Schwab v. Reilly serves to clarify that the value of property as listed in the schedules is not dispositive of whether a debtor is entitled to a claimed exemption. The dollar amount of the claimed exemption remains static, but the value of the property in which an exemption is claimed can vary widely from the stated value in the schedules, and the proposed sale price determines the extent to which the Debtor is entitled to receive payment on account of a claimed exemption.

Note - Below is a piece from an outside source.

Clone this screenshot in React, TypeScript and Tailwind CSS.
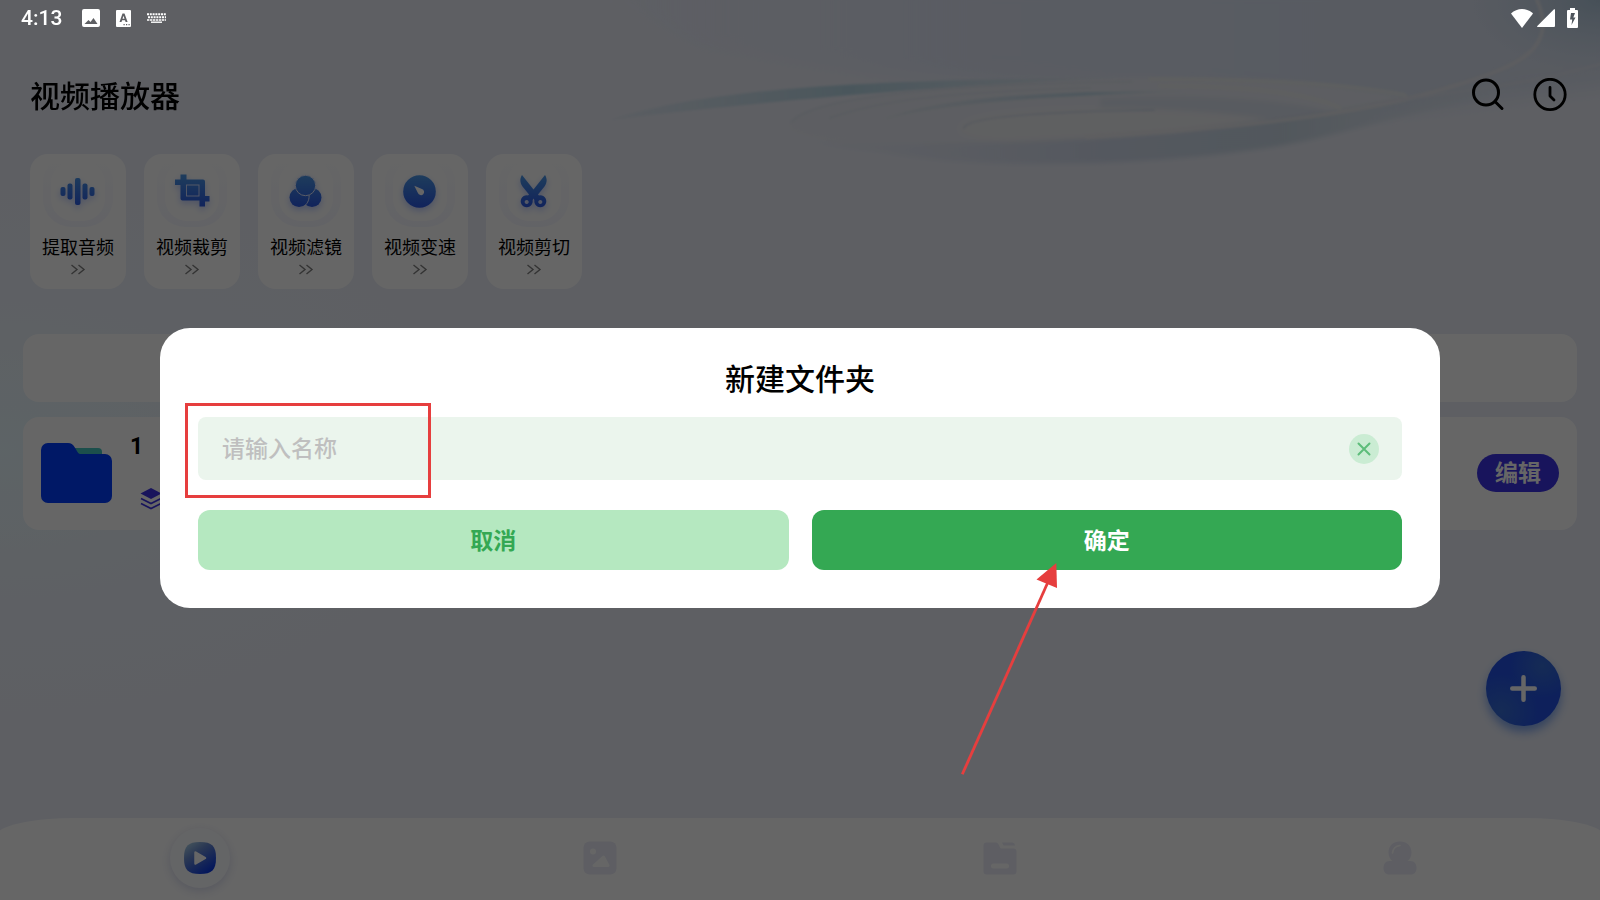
import { useState } from "react"

const tools = [
  { id: "audio", label: "提取音频" },
  { id: "crop", label: "视频裁剪" },
  { id: "filter", label: "视频滤镜" },
  { id: "speed", label: "视频变速" },
  { id: "cut", label: "视频剪切" },
]

const tabs = [
  { id: "video", label: "视频" },
  { id: "photo", label: "图片" },
  { id: "files", label: "文件" },
  { id: "me", label: "我的" },
]

function ToolIcon({ id }: { id: string }) {
  const fill = `url(#tool-${id})`
  return (
    <svg viewBox="0 0 36 38" className="w-9 h-[38px] drop-shadow-[0_3px_3px_rgba(40,90,255,0.3)]" aria-hidden="true">
      <defs>
        <linearGradient id={`tool-${id}`} gradientUnits="userSpaceOnUse" x1="0" y1="0" x2="0" y2="38">
          <stop offset="0" stopColor="#4f9ee8" />
          <stop offset="1" stopColor="#2853e4" />
        </linearGradient>
      </defs>
      {id === "audio" && (
        <g fill={fill}>
          <rect x="0.500" y="15" width="5" height="9" rx="2" />
          <rect x="7.500" y="11.500" width="5" height="16" rx="2" />
          <rect x="15" y="6" width="5.500" height="27" rx="2" />
          <rect x="22.500" y="11.500" width="5" height="16" rx="2" />
          <rect x="29.500" y="15" width="5" height="9" rx="2" />
        </g>
      )}
      {id === "crop" && (
        <g fill={fill}>
          <path
            fillRule="evenodd"
            d="M6.500 2.500h6v5H29a2 2 0 0 1 2 2V24h4.500v5.500H31v5h-5.500v-6H8.500a2 2 0 0 1-2-2V13H1V7.500h5.500zM12 12.500v12h13.500v-12z"
          />
          <rect x="13" y="13.500" width="11.500" height="10" />
        </g>
      )}
      {id === "filter" && (
        <g fill={fill}>
          <circle cx="11" cy="25.500" r="9.500" />
          <circle cx="24" cy="25.500" r="9.500" />
          <path d="M21 22c.6 5-1 9-4.500 12" fill="none" stroke="#dfe6ff" strokeWidth="1" />
          <circle cx="17.500" cy="13.500" r="10.200" stroke="#dfe6ff" strokeWidth="1" />
        </g>
      )}
      {id === "speed" && (
        <g>
          <circle cx="17.500" cy="19.500" r="16.300" fill={fill} />
          <path d="M12.300 13.700l7.600 3.200a3.200 3.200 0 1 1-4 4.100z" fill="#fff" />
        </g>
      )}
      {id === "cut" && (
        <g fill={fill}>
          <path d="M6 3c-2.500 4-2 8 .5 11.500L13 22.500l-1.800 2.200 5 3.800 1.300-2 1.300 2 5-3.800L22 22.500l6.500-8C31 11 31.500 7 29 3L17.500 17.500z" />
          <path
            fillRule="evenodd"
            d="M10.700 23.300a6 6 0 1 0 .01 0zm0 4.600a2 2 0 1 1-.01 0zM24.300 23.300a6 6 0 1 0 .01 0zm0 4.600a2 2 0 1 1-.01 0z"
          />
        </g>
      )}
    </svg>
  )
}

function TabIcon({ id }: { id: string }) {
  if (id === "video") {
    return (
      <span className="w-[60px] h-[60px] rounded-full bg-[#fbfcff] shadow-[0_3px_10px_rgba(130,140,200,0.3)] flex items-center justify-center">
        <svg viewBox="0 0 32 32" className="w-8 h-8" aria-hidden="true">
          <defs>
            <linearGradient id="play" x1="0.1" y1="0" x2="0.8" y2="1">
              <stop offset="0" stopColor="#b0d4e6" />
              <stop offset="0.35" stopColor="#6a8cd0" />
              <stop offset="1" stopColor="#0030e6" />
            </linearGradient>
          </defs>
          <path d="M16 0C28 0 32 4 32 16S28 32 16 32 0 28 0 16 4 0 16 0z" fill="url(#play)" />
          <path d="M11.500 10.500L21 16l-9.500 5.500z" fill="#fff" stroke="#fff" strokeWidth="2.500" strokeLinejoin="round" />
        </svg>
      </span>
    )
  }
  return (
    <svg viewBox="0 0 34 34" className="w-[34px] h-[34px]" fill="#ebecf8" aria-hidden="true">
      {id === "photo" && (
        <>
          <rect x="0.500" y="0.500" width="33" height="33" rx="6" />
          <circle cx="10" cy="10.500" r="3" fill="#fff" />
          <path d="M11 24.500L20.500 16l4.500 8.500z" fill="#fff" stroke="#fff" strokeWidth="3" strokeLinejoin="round" />
        </>
      )}
      {id === "files" && (
        <>
          <path d="M3.500 1.500h9.500c3.500 0 3 6 5.500 6h12a3 3 0 0 1 3 3v20a3 3 0 0 1-3 3h-27a3 3 0 0 1-3-3v-26a3 3 0 0 1 3-3z" />
          <path d="M19 1.500h10.500a3 3 0 0 1 2.500 3H20.500z" />
          <rect x="8" y="22.500" width="18" height="5" rx="2.500" fill="#fff" />
        </>
      )}
      {id === "me" && (
        <>
          <path d="M17 0.500c7 0 11.500 4.500 11.500 11 0 4-1.500 6.500-4 8.500h3c4 0 6 3 6 7s-2 6.500-6 6.500h-21c-4 0-6-2.500-6-6.500s2-7 6-7h3c-2.500-2-4-4.500-4-8.500 0-6.500 4.500-11 11.500-11z" />
          <path d="M9.500 12c.5-4.500 3.500-7 7.500-7.500" fill="none" stroke="#fff" strokeWidth="1.600" strokeLinecap="round" />
        </>
      )}
    </svg>
  )
}

// Soft galaxy-like wallpaper behind the header
function Wallpaper() {
  return (
    <svg className="absolute inset-0 w-full h-full" viewBox="0 0 1600 900" preserveAspectRatio="none" aria-hidden="true">
      <defs>
        <radialGradient id="mint" cx="0" cy="0.500" r="0.300">
          <stop offset="0" stopColor="#e8faff" stopOpacity="0.900" />
          <stop offset="1" stopColor="#ebf2fa" stopOpacity="0" />
        </radialGradient>
        <linearGradient id="sky" x1="0" y1="0" x2="1" y2="0">
          <stop offset="0" stopColor="#e3e9fb" stopOpacity="0" />
          <stop offset="0.400" stopColor="#e0e6f6" />
          <stop offset="1" stopColor="#dae2f1" />
        </linearGradient>
        <linearGradient id="teal" x1="0" y1="0" x2="1" y2="0">
          <stop offset="0" stopColor="#c3dcea" stopOpacity="0.200" />
          <stop offset="0.450" stopColor="#b9d8e6" />
          <stop offset="1" stopColor="#c3dcea" stopOpacity="0" />
        </linearGradient>
        <linearGradient id="azure" x1="0" y1="0" x2="1" y2="0">
          <stop offset="0" stopColor="#cfdcea" stopOpacity="0.300" />
          <stop offset="0.650" stopColor="#c2dae8" />
          <stop offset="1" stopColor="#c3dcea" stopOpacity="0" />
        </linearGradient>
        <linearGradient id="band" x1="0" y1="0" x2="1" y2="0">
          <stop offset="0" stopColor="#dde3f2" stopOpacity="0.200" />
          <stop offset="0.450" stopColor="#d2dbed" />
          <stop offset="0.700" stopColor="#ccdae7" />
          <stop offset="1" stopColor="#d9e3ef" stopOpacity="0.300" />
        </linearGradient>
        <radialGradient id="corner" cx="1" cy="0" r="0.080">
          <stop offset="0" stopColor="#b0c8dc" />
          <stop offset="1" stopColor="#c5d6ea" stopOpacity="0" />
        </radialGradient>
        <filter id="fine" x="-5%" y="-20%" width="110%" height="140%">
          <feGaussianBlur stdDeviation="0.800" />
        </filter>
        <filter id="soft" x="-10%" y="-40%" width="120%" height="180%">
          <feGaussianBlur stdDeviation="2.500" />
        </filter>
        <filter id="softer" x="-20%" y="-40%" width="140%" height="180%">
          <feGaussianBlur stdDeviation="9" />
        </filter>
      </defs>
      <rect width="1600" height="900" fill="#ebeef8" />
      <rect width="1600" height="900" fill="url(#mint)" />
      <path d="M560-20H1620V85L1400 112 1150 88 900 76 700 50z" fill="url(#sky)" filter="url(#softer)" />
      <rect width="1600" height="900" fill="url(#corner)" />
      <g filter="url(#soft)">
        <path d="M790 122C810 100 950 78 1130 78c150 0 240 10 280 22L1180 136 960 146C850 144 780 138 790 122z" fill="#e9ecf4" />
        <path d="M1100 98c110-4 190 2 232 14l-60 8c-50-8-110-12-172-12z" fill="#dde3f0" />
        <path d="M960 128c5-20 150-26 300-10-90 18-180 26-240 24-40-1-62-6-60-14z" fill="#eeeff3" />
        <path d="M800 140c80 8 270 2 380-8 120-14 200-28 310-50v16c-70 12-120 28-180 42-120 26-330 32-430 12-50-4-60-8-80-12z" fill="url(#band)" />
      </g>
      <g fill="none" strokeLinecap="round" filter="url(#fine)">
        <path d="M610 120C720 84 900 80 1140 77 920 86 740 104 610 120z" fill="url(#teal)" />
        <path d="M884 119c60-24 180-28 310-28-120 5-230 8-310 28z" fill="url(#azure)" />
        <path d="M792 122c16-20 120-38 340-40M830 118c50-18 120-26 260-30" stroke="#dfe5f0" strokeWidth="2" />
        <path d="M964 128c2-10 60-16 190-18" stroke="#cdd9e7" strokeWidth="1.400" />
        <path d="M1150 79c120 0 200 6 255 16M1160 86c90 0 150 8 180 22" stroke="#ecefee" strokeWidth="4" opacity="0.700" />
        <path d="M1537 0c22 50-20 66-80 85-100 32-220 42-370 52" stroke="#ecebee" strokeWidth="4" opacity="0.700" />
        <path d="M1600 64c-60 18-140 28-230 40" stroke="#e3e6ef" strokeWidth="3" opacity="0.700" />
      </g>
    </svg>
  )
}

function StatusBar() {
  return (
    <div className="fixed inset-x-0 top-0 z-20 h-9 pl-[21px] pr-[22px] flex items-center justify-between text-white">
      <div className="flex items-center">
        <span className="w-[61px] text-[21px] leading-9 font-medium">4:13</span>
        <svg viewBox="0 0 18 18" className="w-[18px] h-[18px] mr-4" aria-hidden="true">
          <path fillRule="evenodd" fill="#fff" d="M2 0h14a2 2 0 0 1 2 2v14a2 2 0 0 1-2 2H2a2 2 0 0 1-2-2V2a2 2 0 0 1 2-2zM2.500 15h13l-4-6-3 4-2-2z" />
        </svg>
        <svg viewBox="0 0 15 17" className="w-[15px] h-[17px] mr-4" aria-hidden="true">
          <path fillRule="evenodd" fill="#fff" d="M1 0h13a1 1 0 0 1 1 1v15a1 1 0 0 1-1 1H1a1 1 0 0 1-1-1V1a1 1 0 0 1 1-1zM6.500 3.500L3.500 12h2l.6-1.700h2.900l.6 1.700h2L8.500 3.500zm1 2.200l1 3h-2zM7.500 14v1.200h1.200V14zm2.500 0v1.200h1.200V14zm2.500 0v1.200h1.200V14z" />
        </svg>
        <svg viewBox="0 0 19 10" className="w-[19px] h-[10px]" aria-hidden="true">
          <g stroke="#fff" fill="none" strokeWidth="2">
            <path d="M0 1.200h19" strokeDasharray="2 0.800" />
            <path d="M1 4.200h18" strokeDasharray="2 0.800" />
            <path d="M0 7h19" strokeDasharray="2.400 0.600" strokeWidth="1.600" />
            <path d="M4 9.200h11" strokeWidth="1.400" />
          </g>
        </svg>
      </div>
      <div className="flex items-center">
        <svg viewBox="0 0 22 19" className="w-[22px] h-[19px] mr-1" fill="#fff" aria-hidden="true">
          <path d="M0 4.500C3 1.500 7 0 11 0s8 1.500 11 4.500L11 19z" />
        </svg>
        <svg viewBox="0 0 18 18" className="w-[18px] h-[18px] mr-3" fill="#fff" aria-hidden="true">
          <path d="M17 0.300a.6.6 0 0 1 1 .5V17a1 1 0 0 1-1 1H.8a.6.6 0 0 1-.5-1z" />
        </svg>
        <svg viewBox="0 0 11 20" className="w-[11px] h-5" aria-hidden="true">
          <path fillRule="evenodd" fill="#fff" d="M3 0h5v2h2a1 1 0 0 1 1 1v16a1 1 0 0 1-1 1H1a1 1 0 0 1-1-1V3a1 1 0 0 1 1-1h2zM4 5L3 11.500h2.200L4.500 17 8.500 9.500H6.300L8 5z" />
        </svg>
      </div>
    </div>
  )
}

function NewFolderModal() {
  const [name, setName] = useState("")

  return (
    <div className="fixed inset-0 z-10 pt-9 bg-black/60 flex items-center justify-center">
      <div role="dialog" aria-labelledby="modal-title" className="relative w-4/5 rounded-[30px] bg-white px-[38px] pt-[30px] pb-[38px]">
        <h2 id="modal-title" className="text-center text-[30px] leading-[43px] font-medium text-black">
          新建文件夹
        </h2>
        <div className="relative mt-4">
          <div className="h-[63px] rounded-lg bg-[#ebf5ed] pl-6 pr-[23px] flex items-center">
            <input
              aria-label="文件夹名称"
              className="flex-1 min-w-0 pt-1 bg-transparent outline-none text-[23px] font-medium text-black placeholder:text-[#bfbfbf]"
              placeholder="请输入名称"
              value={name}
              onChange={(e) => setName(e.target.value)}
            />
            <button aria-label="清除" className="w-[30px] h-[30px] rounded-full bg-[#caecd3] flex items-center justify-center" onClick={() => setName("")}>
              <svg viewBox="0 0 14 14" className="w-[14px] h-[14px]" aria-hidden="true">
                <path d="M1.500 1.500l11 11M12.500 1.500l-11 11" stroke="#5dbd7a" strokeWidth="2" strokeLinecap="round" />
              </svg>
            </button>
          </div>
          <div className="absolute -left-[13px] -top-[14px] w-[246px] h-[95px] border-3 border-[#e63e3e] pointer-events-none" />
        </div>
        <div className="mt-[30px] flex gap-[23px]">
          <button className="flex-1 h-[60px] pt-1 rounded-xl bg-[#b5e8c0] text-[23px] font-bold text-[#34a853]">取消</button>
          <button className="flex-1 h-[60px] pt-1 rounded-xl bg-[#34a853] text-[23px] font-bold text-white">确定</button>
        </div>
        {/* Pointer to the confirm button */}
        <svg viewBox="0 0 100 214" className="absolute left-[calc(50%+160px)] top-[234px] w-[100px] h-[214px] pointer-events-none" aria-hidden="true">
          <path d="M2.300 212.300L88 20" stroke="#e63e3e" strokeWidth="2.800" />
          <path d="M96.300 1L76.500 17.500l20.500 8.500z" fill="#e63e3e" />
        </svg>
      </div>
    </div>
  )
}

export default function App() {
  return (
    <div className="relative min-h-screen overflow-hidden flex flex-col font-[Roboto,'Noto_Sans_CJK_SC',sans-serif] text-black">
      <Wallpaper />
      <StatusBar />

      <header className="relative mt-9 h-[118px] pl-[30px] pr-[33px] flex items-center justify-between">
        <h1 className="pt-0.5 text-[30px] leading-[43px] font-medium">视频播放器</h1>
        <div className="flex items-center gap-7">
          <button aria-label="搜索">
            <svg viewBox="0 0 34 34" className="w-[34px] h-[34px]" fill="none" stroke="#000" strokeWidth="3" strokeLinecap="round" aria-hidden="true">
              <circle cx="15" cy="14.500" r="12.500" />
              <path d="M24.500 24l6.500 6.500" />
            </svg>
          </button>
          <button aria-label="历史记录">
            <svg viewBox="0 0 34 34" className="w-[34px] h-[34px]" fill="none" stroke="#000" strokeWidth="2.800" strokeLinecap="round" strokeLinejoin="round" aria-hidden="true">
              <circle cx="17" cy="16.500" r="15.200" />
              <path d="M17 9.500V18l4 4" />
            </svg>
          </button>
        </div>
      </header>

      {/* Tool shortcuts */}
      <section className="relative px-[30px] flex gap-[18px]">
        {tools.map((tool) => (
          <button key={tool.id} className="w-24 h-[135px] rounded-[18px] bg-white flex flex-col items-center">
            <span className="w-[70px] h-[73px] rounded-[28px] bg-linear-to-b from-white to-[#f6f7fe] flex items-center justify-center">
              <span className="w-[54px] h-[60px] rounded-[22px] bg-white flex items-center justify-center">
                <ToolIcon id={tool.id} />
              </span>
            </span>
            <span className="mt-2 text-[18px] leading-[26px]">{tool.label}</span>
            <svg viewBox="0 0 16 12" className="mt-[3px] w-4 h-3" fill="none" stroke="#808080" strokeWidth="1.400" aria-hidden="true">
              <path d="M1.500 1L7 5.500 1.500 10M8.500 1L14 5.500 8.500 10" />
            </svg>
          </button>
        ))}
      </section>

      {/* Folder list */}
      <section className="relative mt-[45px] px-[23px] flex flex-col gap-[15px]">
        <div className="h-[68px] rounded-2xl bg-white" />
        <div className="h-[113px] rounded-2xl bg-white px-[18px] pb-0.5 flex items-center">
          <svg viewBox="0 0 72 60" className="w-[72px] h-[60px] shrink-0" aria-hidden="true">
            <path d="M30 5h27a4 4 0 0 1 4 4v10H36z" fill="#46c6bf" />
            <path d="M7 0h20c3 0 5 1.500 6.500 4l3 5c1 1.500 1.500 2 3.500 2h24a7 7 0 0 1 7 7v35a7 7 0 0 1-7 7H7a7 7 0 0 1-7-7V7a7 7 0 0 1 7-7z" fill="#003cff" />
          </svg>
          <div className="ml-[17px] flex-1 h-20 flex flex-col justify-between">
            <span className="text-[23px] leading-[27px] font-bold">1</span>
            <svg viewBox="0 0 22 24" className="ml-2.5 mb-0.5 w-[22px] h-6" aria-hidden="true">
              <path d="M11 1l10.500 5.500L11 12 .5 6.500z" fill="#3c32e6" />
              <path d="M1 11.500l10 5 10-5M1 16.500l10 5 10-5" fill="none" stroke="#3c32e6" strokeWidth="1.700" />
            </svg>
          </div>
          <button className="w-[82px] h-[38px] rounded-full bg-[#3c32e6] pt-0.5 text-[23px] leading-9 font-bold text-white">编辑</button>
        </div>
      </section>

      <button
        aria-label="新建"
        className="absolute right-[39px] bottom-[174px] w-[75px] h-[75px] rounded-full bg-[radial-gradient(circle_at_20%_80%,#366cd4,transparent_45%),radial-gradient(circle_at_75%_20%,#366cd4,transparent_40%)] bg-[#2351e4] shadow-[0_6px_10px_rgba(60,120,230,0.6)] flex items-center justify-center"
      >
        <svg viewBox="0 0 27 27" className="w-[27px] h-[27px]" stroke="#fff" strokeWidth="4.500" strokeLinecap="round" aria-hidden="true">
          <path d="M13.500 2.250v22.500M2.250 13.500h22.500" />
        </svg>
      </button>

      <nav className="relative mt-auto -mx-1 px-1 pb-0.5 h-[82px] bg-white [border-radius:80px_80px_0_0/18px_18px_0_0] flex">
        {tabs.map((tab) => (
          <a key={tab.id} href={`#${tab.id}`} aria-label={tab.label} className="flex-1 flex items-center justify-center">
            <TabIcon id={tab.id} />
          </a>
        ))}
      </nav>

      <NewFolderModal />
    </div>
  )
}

In this case, the Debtor’s claimed homestead exemption in the amount of $150,000 went unchallenged. The $20,000.00 realized from the sale does not constitute a carve-out, and is not subject to the mortgage lien.1 The Debtor’s homestead exemption exists, and any proceeds from the sale will first be applied towards the Debt- or’s homestead exemption. Because the creditors of the Debtor will receive no benefit from the proposed sale, there is no business justification for granting the Motion.

Conclusion

Since the estate will not realize any monetary benefit from the proposed sale of the Premises, the Trustee has failed to meet his burden pursuant to Lionel and its progeny. The Court shall enter an order denying the Motion.

. The Court declines to determine whether to follow Bunn-Rodemann, In re Baldridge, 553 Fed.Appx. 598 (6th Cir.2014) and similar cases holding that a carve-out from a short sale is not subject to a debtors claimed exemption. See In re Wilson, 494 B.R. 502, 506 (Bankr.C.D.Ca.2013) (taking opposing view).